Stoerchle’s all-too-brief career, cut short by a car accident that claimed his life at the age of thirty-two, is distilled into the “10 Things We Know” placed at the outset. “In 1962,” point two informs us, “he leaves Toronto for Los Angeles with his brother on a pair of horses, crossing the entire United States during eleven months in the saddle. Ten years later, he reclaims this journey as his first work of art.” The show features an 8mm film Dusapin discovered while rummaging through the archival materials held by Stoerchle’s first wife, showing the moment of arrival in LA on the eve of Christmas 1962 – the two brothers on their respective mounts followed by a packhorse. The epic journey laid the foundation for subsequent myth-making, fueled by some genuine media interest, rumors, and even “fake news” generated and successfully disseminated by the artist himself during his student years.

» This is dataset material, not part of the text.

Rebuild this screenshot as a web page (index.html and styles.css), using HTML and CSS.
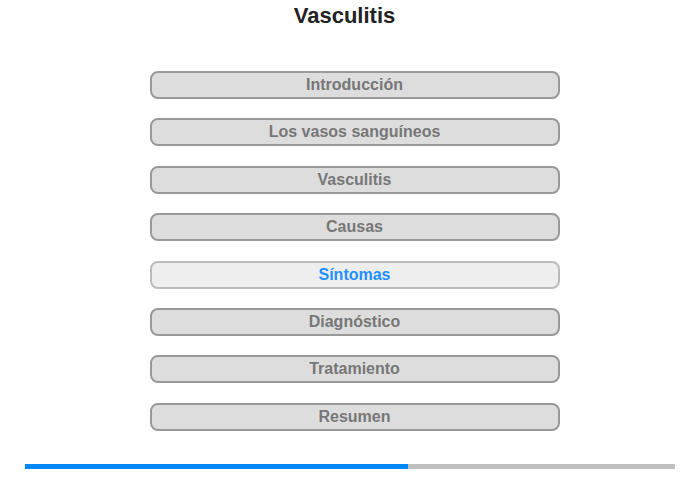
FILE: index.html
```html
<!DOCTYPE html>
<html lang="es">
<head>
    <meta charset="UTF-8">
    <meta name="viewport" content="width=device-width, initial-scale=1.0">
    <title>Vasculitis</title>
    <link rel="stylesheet" href="styles.css">
</head>
<body>
    <div class="container">
        <h1>Vasculitis</h1>

        <div class="menu">
            <button class="btn">Introducción</button>
            <button class="btn">Los vasos sanguíneos</button>
            <button class="btn">Vasculitis</button>
            <button class="btn">Causas</button>
            <button class="btn active">Síntomas</button>
            <button class="btn">Diagnóstico</button>
            <button class="btn">Tratamiento</button>
            <button class="btn">Resumen</button>
        </div>

        <div class="progress">
            <div class="progress-fill" style="width: 58.9%"></div>
        </div>
    </div>
</body>
</html>
```

FILE: styles.css
```css
body {
    font-family: "Liberation Sans", Arial, sans-serif;
    background-color: #fff;
    margin: 0;
    padding: 0;
}
.container {
    width: 700px;
    height: 480px;
    padding-top: 3px;
    box-sizing: border-box;
}
h1 {
    text-align: center;
    color: #222;
    font-size: 22px;
    font-weight: bold;
    margin: 0;
    padding-right: 11px;
    line-height: 25px;
}
.menu {
    display: flex;
    flex-direction: column;
    align-items: center;
    gap: 19.4px;
    margin-top: 43px;
    padding-left: 9px;
}
.btn {
    width: 410px;
    height: 28px;
    padding: 0;
    background-color: #ddd;
    color: #777;
    font-family: inherit;
    font-size: 16px;
    font-weight: bold;
    border: 2px solid #999;
    border-radius: 8px;
    cursor: pointer;
}
.btn.active {
    background-color: #eee;
    border-color: #bbb;
    color: #1e90ff;
}
.progress {
    margin: 33px 25px 0;
    height: 5px;
    background-color: #c0c0c0;
}
.progress-fill {
    height: 100%;
    background-color: #0088ff;
}
```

The exhibition brings together a well-judged selection of works, ranging from paintings depicting suggestively folded spotted mattresses to actions captured in black-and-white photographic stills and “sculptural events” involving the participants’ bodies and sundry objects, such as a rolling pin that was being passed between the artist and a fellow performer, even as they swapped all their clothing items in a public plaza. The lion’s share of the performances on view were made for video – as opposed to being videos merely documenting performances – in a studio setting, using a portable camera. The resulting videotapes, shown on three monitors resting atop their cases, explore the artistic possibilities of what was then a new medium, one that Stoerchle taught for two years at CalArts as part of the brilliant inaugural cohort of staff members recruited by Allan Kaprow.

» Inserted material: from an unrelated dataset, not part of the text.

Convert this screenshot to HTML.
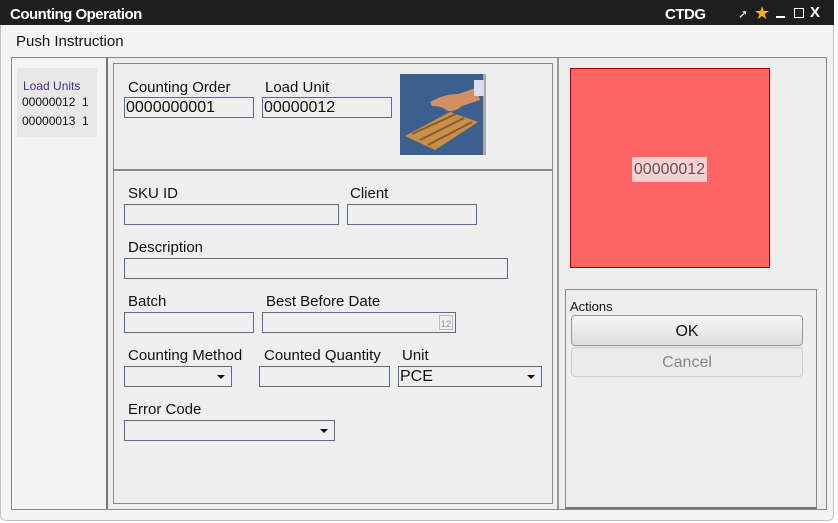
<!DOCTYPE html>
<html><head><style>
*{box-sizing:border-box;margin:0;padding:0}
body{width:838px;height:523px;background:#fff;font-family:"Liberation Sans",sans-serif;position:relative;overflow:hidden}
.a{position:absolute}
.win{left:0;top:0;width:834px;height:521px;border:1px solid #b8c4cc;border-radius:6px;background:#f4f4f4;overflow:hidden}
.tb{left:0;top:0;width:834px;height:25px;background:#1e1e1e}
.t{font-size:15px;color:#fff;font-weight:bold;letter-spacing:-0.5px}
.lb{font-size:15px;color:#111}
.in{border:1px solid #5b6b8c;height:21px;background:#eee;font-size:16px;color:#111;line-height:19px;padding-left:1px}
.arr{position:absolute;right:6px;top:8px;width:0;height:0;border-left:4px solid transparent;border-right:4px solid transparent;border-top:4px solid #111}
</style></head><body>
<div class="a win"></div>
<div class="a tb"></div>
<div class="a t" style="left:10px;top:6px">Counting Operation</div>
<div class="a t" style="left:665px;top:6px">CTDG</div>
<div class="a" style="left:738px;top:7px;color:#fff;font-size:12px">&#10138;</div>
<div class="a" style="left:754px;top:3px;color:#f5b400;font-size:18px">&#9733;</div>
<div class="a" style="left:776px;top:16px;width:9px;height:2px;background:#fff"></div>
<div class="a" style="left:794px;top:8px;width:10px;height:10px;border:1.5px solid #fff"></div>
<div class="a" style="left:810px;top:4px;color:#fff;font-size:15px;font-weight:bold">X</div>
<div class="a lb" style="left:16px;top:33px">Push Instruction</div>

<div class="a" style="left:11px;top:57px;width:816px;height:453px;border:1px solid #888;background:#f4f4f4"></div>
<div class="a" style="left:106px;top:58px;width:2px;height:451px;background:#777"></div>
<div class="a" style="left:108px;top:58px;width:449px;height:451px;background:#eee"></div>
<div class="a" style="left:557px;top:58px;width:2px;height:451px;background:#999"></div>
<div class="a" style="left:559px;top:58px;width:267px;height:451px;background:#eee"></div>

<div class="a" style="left:17px;top:68px;width:80px;height:69px;background:#e8e8e8"></div>
<div class="a" style="left:23px;top:79px;font-size:12px;color:#4a2a8a">Load Units</div>
<div class="a" style="left:22px;top:95px;font-size:12px;color:#111">00000012&nbsp;&nbsp;1</div>
<div class="a" style="left:22px;top:114px;font-size:12px;color:#111">00000013&nbsp;&nbsp;1</div>

<div class="a" style="left:113px;top:63px;width:440px;height:108px;border:1px solid #888;border-bottom:2px solid #888"></div>
<div class="a" style="left:113px;top:170px;width:440px;height:334px;border:1px solid #888"></div>

<div class="a lb" style="left:128px;top:79px">Counting Order</div>
<div class="a lb" style="left:265px;top:79px">Load Unit</div>
<div class="a in" style="left:124px;top:97px;width:130px">0000000001</div>
<div class="a in" style="left:262px;top:97px;width:130px">00000012</div>
<svg class="a" style="left:400px;top:74px" width="86" height="81" viewBox="0 0 86 81">
<rect width="86" height="81" fill="#3d5f8e"/><rect x="83" width="3" height="81" fill="#aaa"/>
<path d="M30 28 Q44 20 58 20 L76 14 L80 26 L62 32 Q52 40 46 36 Q42 32 32 32 Z" fill="#d09060"/>
<rect x="74" y="6" width="10" height="16" fill="#dde"/>
<path d="M5 62 L50 38 L78 48 L35 76 Z" fill="#c8904a"/>
<path d="M12 60 L56 40 M20 66 L64 44 M28 71 L72 48" stroke="#8a5a2a" stroke-width="2"/>
</svg>

<div class="a lb" style="left:128px;top:185px">SKU ID</div>
<div class="a lb" style="left:350px;top:185px">Client</div>
<div class="a in" style="left:124px;top:204px;width:215px"></div>
<div class="a in" style="left:347px;top:204px;width:130px"></div>
<div class="a lb" style="left:128px;top:239px">Description</div>
<div class="a in" style="left:124px;top:258px;width:384px"></div>
<div class="a lb" style="left:128px;top:293px">Batch</div>
<div class="a lb" style="left:266px;top:293px">Best Before Date</div>
<div class="a in" style="left:124px;top:312px;width:130px"></div>
<div class="a in" style="left:262px;top:312px;width:194px"><div class="a" style="right:2px;top:2px;width:14px;height:15px;border:1px solid #bbb;font-size:9px;color:#999;text-align:center;line-height:17px">12</div></div>
<div class="a lb" style="left:128px;top:347px">Counting Method</div>
<div class="a lb" style="left:264px;top:347px">Counted Quantity</div>
<div class="a lb" style="left:402px;top:347px">Unit</div>
<div class="a in" style="left:124px;top:366px;width:108px"><span class="arr"></span></div>
<div class="a in" style="left:259px;top:366px;width:131px"></div>
<div class="a in" style="left:398px;top:366px;width:144px">PCE<span class="arr"></span></div>
<div class="a lb" style="left:128px;top:401px">Error Code</div>
<div class="a in" style="left:124px;top:420px;width:211px"><span class="arr"></span></div>

<div class="a" style="left:570px;top:68px;width:200px;height:200px;background:#ff6464;border:1px solid #a00000"></div>
<div class="a" style="left:632px;top:157px;width:75px;height:25px;background:#ffd0d0;color:#555;font-size:16px;line-height:25px;text-align:center">00000012</div>

<div class="a" style="left:565px;top:289px;width:252px;height:220px;border:1px solid #888;border-bottom:2px solid #777;background:#eee"></div>
<div class="a" style="left:570px;top:299px;font-size:13px;color:#111">Actions</div>
<div class="a" style="left:571px;top:315px;width:232px;height:31px;border:1px solid #999;border-radius:4px;background:linear-gradient(#f6f6f6,#dedede);text-align:center;font-size:16px;line-height:32px;color:#111">OK</div>
<div class="a" style="left:571px;top:347px;width:232px;height:30px;border:1px solid #ccc;border-radius:4px;background:#ebebeb;text-align:center;font-size:16px;line-height:30px;color:#888">Cancel</div>
</body></html>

A family likeness characterizes two of the artist’s memorable performances that vastly contributed to the subsequent myth, despite or perhaps because of their apparent failure. “Attempt Public Erection” and the so-called “The Last Performance” – effectively his last – took place in Robert Irwin’s and John Baldessari’s Los Angeles studios respectively, three years apart, as if Stoerchle refused to admit defeat when it came to controlling the body’s functions in the most private of spheres. Not just his own body, which refused to “perform” on demand back in April 1972, but also that of a male volunteer who failed to get aroused when Stoerchle gave him a blow job in front of a discomfited audience in October 1975, shortly before the artist’s untimely death. Rescued from oblivion, into which it has gradually fallen ever since, Stoerchle’s unsettling oeuvre is ripe for a rediscovery.